May 17, 2020, 12:00 PM
Take a look at the sixth chapter of John’s gospel. Here, Jesus is speaking to a large crowd who had been following Him for a while, and He tells them – and us – something extraordinary: that we must “eat His flesh” and “drink His blood” to have “His life, eternal life,” in us. He was so explicit that He went on to repeat Himself several times in several different ways (see Jn 6:48-58). Each instance in this series of verses spells out, in the clearest possible terms, that we must eat His flesh and drink His blood.
 
Many of the people who were following Jesus were naturally shocked and appalled, and because of this teaching they “returned to their former way of life and no longer follow Him” (Jn 6:66). If the Savior of the world only meant these sayings figuratively, wouldn’t He have said to those people (whom He was sent to save), “Don’t be crazy!
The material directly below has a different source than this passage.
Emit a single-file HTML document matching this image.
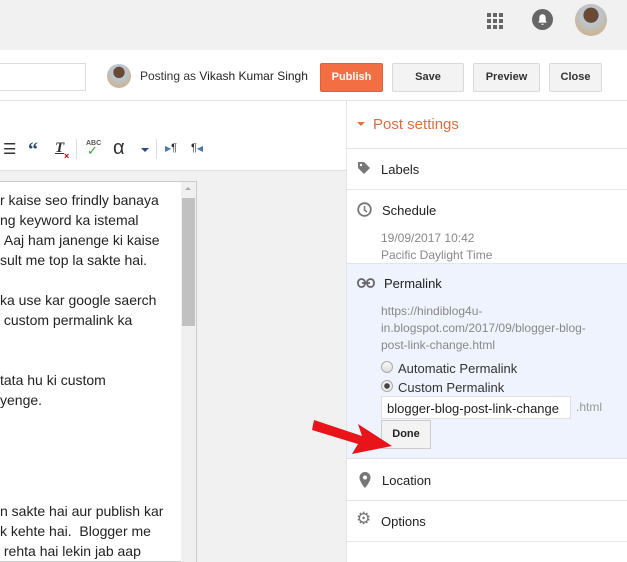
<!DOCTYPE html>
<html><head><style>
*{margin:0;padding:0;box-sizing:border-box}
body{width:627px;height:562px;overflow:hidden;background:#fff;font-family:"Liberation Sans",Arial,sans-serif;position:relative}
.a{position:absolute}
.btn{position:absolute;top:63px;height:29px;border:1px solid #d9d9d9;background:#f3f3f3;border-radius:2px;font-size:11px;font-weight:bold;color:#333;text-align:center;line-height:27px}
.et{font-size:14px;color:#222;white-space:nowrap;left:0}
.sb{font-size:13px;color:#222}
.gr{font-size:12px;color:#888;line-height:17px}
.sep{position:absolute;left:347px;right:0;height:1px;background:#e5e5e5}
</style></head><body>
<div class="a" style="left:0;top:0;width:627px;height:50px;background:#f1f1f1"></div>
<svg class="a" style="left:486px;top:12px" width="18" height="18" viewBox="0 0 18 18" fill="#666"><rect x="1" y="1" width="4" height="4"/><rect x="7" y="1" width="4" height="4"/><rect x="13" y="1" width="4" height="4"/><rect x="1" y="7" width="4" height="4"/><rect x="7" y="7" width="4" height="4"/><rect x="13" y="7" width="4" height="4"/><rect x="1" y="13" width="4" height="4"/><rect x="7" y="13" width="4" height="4"/><rect x="13" y="13" width="4" height="4"/></svg>
<svg class="a" style="left:532px;top:9px" width="21" height="21" viewBox="0 0 20 20"><circle cx="10" cy="10" r="10" fill="#666"/><path d="M6 13h8l-1-2V8a3 3 0 0 0-6 0v3z M9 14h2v1h-2z" fill="#fff"/></svg>
<div class="a" style="left:575px;top:4px;width:32px;height:32px;border-radius:50%;background:radial-gradient(circle at 50% 35%,#6b4a35 0 28%,#b8c8d8 30%,#c9b79a 70%)"></div>
<div class="a" style="left:-3px;top:63px;width:89px;height:28px;border:1px solid #ddd;background:#fff"></div>
<div class="a" style="left:107px;top:64px;width:24px;height:24px;border-radius:50%;background:radial-gradient(circle at 50% 35%,#6b4a35 0 28%,#b8c8d8 30%,#c9b79a 70%)"></div>
<div class="a" style="left:140px;top:69px;font-size:12px;color:#333">Posting as <span style="color:#222">Vikash Kumar Singh</span></div>
<div class="btn" style="left:320px;width:63px;background:#f36e43;border-color:#e0603a;color:#fff">Publish</div>
<div class="btn" style="left:392px;width:72px">Save</div>
<div class="btn" style="left:473px;width:67px">Preview</div>
<div class="btn" style="left:549px;width:53px">Close</div>
<div class="a" style="left:0;top:100px;width:627px;height:1px;background:#e5e5e5"></div>
<div class="a" style="left:0;top:170px;width:346px;height:392px;background:#f1f1f1;border-top:1px solid #e0e0e0"></div>
<div class="a" style="left:0;top:181px;width:197px;height:381px;background:#fff;border:1px solid #ccc;border-left:none"></div>
<div class="a" style="left:181px;top:182px;width:15px;height:380px;background:#f0f0f0"></div>
<div class="a" style="left:182px;top:198px;width:13px;height:128px;background:#c1c1c1"></div>
<div class="a" style="left:185px;top:187px;width:0;height:0;border:3px solid transparent;border-bottom-color:#aaa;border-top:0"></div>
<div class="a" style="left:0;top:182px;width:180px;height:380px;overflow:hidden">
<div class="a et" style="top:10px;left:0">r kaise seo frindly banaya</div>
<div class="a et" style="top:30px;left:0">ng keyword ka istemal</div>
<div class="a et" style="top:50px;left:0">&nbsp;Aaj ham janenge ki kaise</div>
<div class="a et" style="top:70px;left:0">sult me top la sakte hai.</div>
<div class="a et" style="top:110px;left:0">ka use kar google saerch</div>
<div class="a et" style="top:130px;left:0">&nbsp;custom permalink ka</div>
<div class="a et" style="top:190px;left:0">tata hu ki custom</div>
<div class="a et" style="top:210px;left:0">yenge.</div>
<div class="a et" style="top:321px;left:0">n sakte hai aur publish kar</div>
<div class="a et" style="top:341px;left:0">k kehte hai.&nbsp; Blogger me</div>
<div class="a et" style="top:361px;left:0">&nbsp;rehta hai lekin jab aap</div>
</div>
<div class="a" style="left:3px;top:140px;font-size:15px;color:#333">☰</div>
<div class="a" style="left:28px;top:139px;font-size:20px;font-weight:bold;color:#2a4a7a;font-family:'Liberation Serif',serif">“</div>
<div class="a" style="left:55px;top:140px;font-size:15px;font-style:italic;font-weight:bold;text-decoration:underline;color:#333;font-family:'Liberation Serif',serif">T</div>
<div class="a" style="left:64px;top:151px;font-size:9px;color:#c00;font-weight:bold">×</div>
<div class="a" style="left:76px;top:139px;width:1px;height:20px;background:#ddd"></div>
<div class="a" style="left:86px;top:140px;font-size:7px;color:#555;font-weight:bold">ABC</div>
<div class="a" style="left:87px;top:143px;font-size:13px;color:#3a3">✓</div>
<div class="a" style="left:113px;top:137px;font-size:20px;color:#333">α</div>
<div class="a" style="left:141px;top:148px;width:0;height:0;border:4px solid transparent;border-top-color:#2a4a7a;border-bottom:0"></div>
<div class="a" style="left:156px;top:139px;width:1px;height:20px;background:#ddd"></div>
<div class="a" style="left:165px;top:142px;font-size:11px;color:#333"><span style="color:#4a7ab0;font-size:8px">▶</span>¶</div>
<div class="a" style="left:191px;top:142px;font-size:11px;color:#333">¶<span style="color:#4a7ab0;font-size:8px">◀</span></div>
<div class="a" style="left:346px;top:101px;width:1px;height:461px;background:#e5e5e5"></div>
<div class="a" style="left:357px;top:122px;width:0;height:0;border:4px solid transparent;border-top-color:#e8703f;border-bottom:0"></div>
<div class="a" style="left:373px;top:116px;font-size:15px;color:#dd6d3e">Post settings</div>
<div class="sep" style="top:148px"></div>
<svg class="a" style="left:357px;top:161px" width="14" height="14" viewBox="0 0 14 14"><path d="M1 1h6l6 6-6 6-6-6z" fill="#777"/><circle cx="4" cy="4" r="1.2" fill="#fff"/></svg>
<div class="a sb" style="left:381px;top:162px">Labels</div>
<div class="sep" style="top:189px"></div>
<svg class="a" style="left:357px;top:202px" width="15" height="15" viewBox="0 0 15 15"><circle cx="7.5" cy="7.5" r="6.3" fill="none" stroke="#777" stroke-width="1.8"/><path d="M7.5 4v4l2.5 2" fill="none" stroke="#777" stroke-width="1.5"/></svg>
<div class="a sb" style="left:382px;top:203px">Schedule</div>
<div class="a gr" style="left:381px;top:230px">19/09/2017 10:42<br>Pacific Daylight Time</div>
<div class="a" style="left:347px;top:263px;width:280px;height:196px;background:#eef3fd;border-top:1px solid #e0e6f0;border-bottom:1px solid #e0e0e0"></div>
<svg class="a" style="left:357px;top:278px" width="18" height="10" viewBox="0 0 18 10"><rect x="1" y="1" width="7" height="8" rx="3.5" fill="none" stroke="#666" stroke-width="1.8"/><rect x="10" y="1" width="7" height="8" rx="3.5" fill="none" stroke="#666" stroke-width="1.8"/><path d="M5 5h8" stroke="#666" stroke-width="1.8"/></svg>
<div class="a sb" style="left:384px;top:276px">Permalink</div>
<div class="a gr" style="left:381px;top:303px">https://hindiblog4u-<br>in.blogspot.com/2017/09/blogger-blog-<br>post-link-change.html</div>
<div class="a" style="left:381px;top:361px;width:12px;height:12px;border-radius:50%;border:1px solid #aaa;background:linear-gradient(#fafafa,#ddd)"></div>
<div class="a sb" style="left:398px;top:361px;color:#333">Automatic Permalink</div>
<div class="a" style="left:381px;top:380px;width:12px;height:12px;border-radius:50%;border:1px solid #aaa;background:radial-gradient(circle,#444 0 2.5px,#eee 3px)"></div>
<div class="a sb" style="left:398px;top:380px;color:#333">Custom Permalink</div>
<div class="a" style="left:381px;top:396px;width:190px;height:23px;background:#fff;border:1px solid #e0e0e0;font-size:13px;color:#222;padding:4px 0 0 5px">blogger-blog-post-link-change</div>
<div class="a" style="left:576px;top:400px;font-size:12px;color:#999">.html</div>
<div class="a" style="left:381px;top:420px;width:50px;height:29px;background:#f3f3f3;border:1px solid #ccc;font-size:11px;font-weight:bold;color:#222;text-align:center;line-height:27px">Done</div>
<svg class="a" style="left:312px;top:408px" width="82" height="50" viewBox="0 0 82 50"><path d="M2 12 L50 28 L46 16 L80 38 L40 46 L46 36 L0 22z" fill="#e8141a"/></svg>
<svg class="a" style="left:359px;top:472px" width="12" height="16" viewBox="0 0 12 16"><path d="M6 0a5.5 5.5 0 0 0-5.5 5.5C.5 10 6 16 6 16s5.5-6 5.5-10.5A5.5 5.5 0 0 0 6 0z" fill="#777"/><circle cx="6" cy="5.5" r="2" fill="#fff"/></svg>
<div class="a sb" style="left:382px;top:473px">Location</div>
<div class="sep" style="top:500px"></div>
<div class="a" style="left:356px;top:509px;font-size:17px;color:#777">⚙</div>
<div class="a sb" style="left:381px;top:514px">Options</div>
<div class="sep" style="top:541px"></div>
</body></html>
I didn’t really mean you have to eat and drink me. I just meant you have to listen to my words, let them fill your hearts, and live them out! You don’t have to leave!”? But He didn’t say that. He let them go because He could not compromise on this teaching. He then turned to His apostles, His closest followers, and asked, “Do you want to leave me too?” (Jn 6:67). He was implying: “If so, then go ahead. Because I am not changing a word of what I just said – not even if you leave me as well and I am left with no one.”
 
The response of Peter shows us what faith is all about: “Master, to whom shall we go? You have the words of eternal life” (Jn 6:68). In other words, “Jesus, I have no idea what you are talking about. I don’t understand it. But I do believe in you. So I will accept anything you say. I trust you.” Faith is personal. It is not belief in one dogma or another – it is the acceptance of every dogma of faith because of our belief in a person, Jesus Christ.
 
Along with St. Peter, we have good reason to believe Jesus. He is the only person in history that substantiated everything He claimed with miracles that bore witness to His divinity – above all, the miracle of His resurrection.
 
So why would God insist that we receive Him physically? Because it did not satisfy His love for us to become human, teach us how to live, die on the Cross, and rise again for us. He wanted us to receive His love, not simply hear about it. He wanted us to plug directly into His saving work for you on the Cross. In the words of St. Augustine, to “receive in this bread that which was hanged on the cross; [and] receive in this cup that which was poured from Christ’s side.”
 
Here is some additional information that might help you make sense of it all. You may recall that St. John the Baptist, when he first saw Jesus, said, “Behold, the Lamb of God who takes away the sin of the world” (Jn 1:29). Jesus was the perfect Lamb that would be slain to atone for sin. In the Old Testament, the Hebrew people used to offer animal sacrifices, including lambs, in atonement for sin. You may also remember that, on the night of the Passover, God’s people were told to sprinkle the blood of a lamb on their doorposts. What you may not know is that these same people were told to eat the lamb (see Ex 12:8) that they had slain. Well, in the New Testament, we read about Jesus, the new Lamb, being crucified. Instead of doorposts, His blood would be spilled on the wood of the Cross. In order to finish this sacrifice, though, you and I , His followers, need to “eat the Lamb.” This is the Eucharist that you and I partake in at every Mass.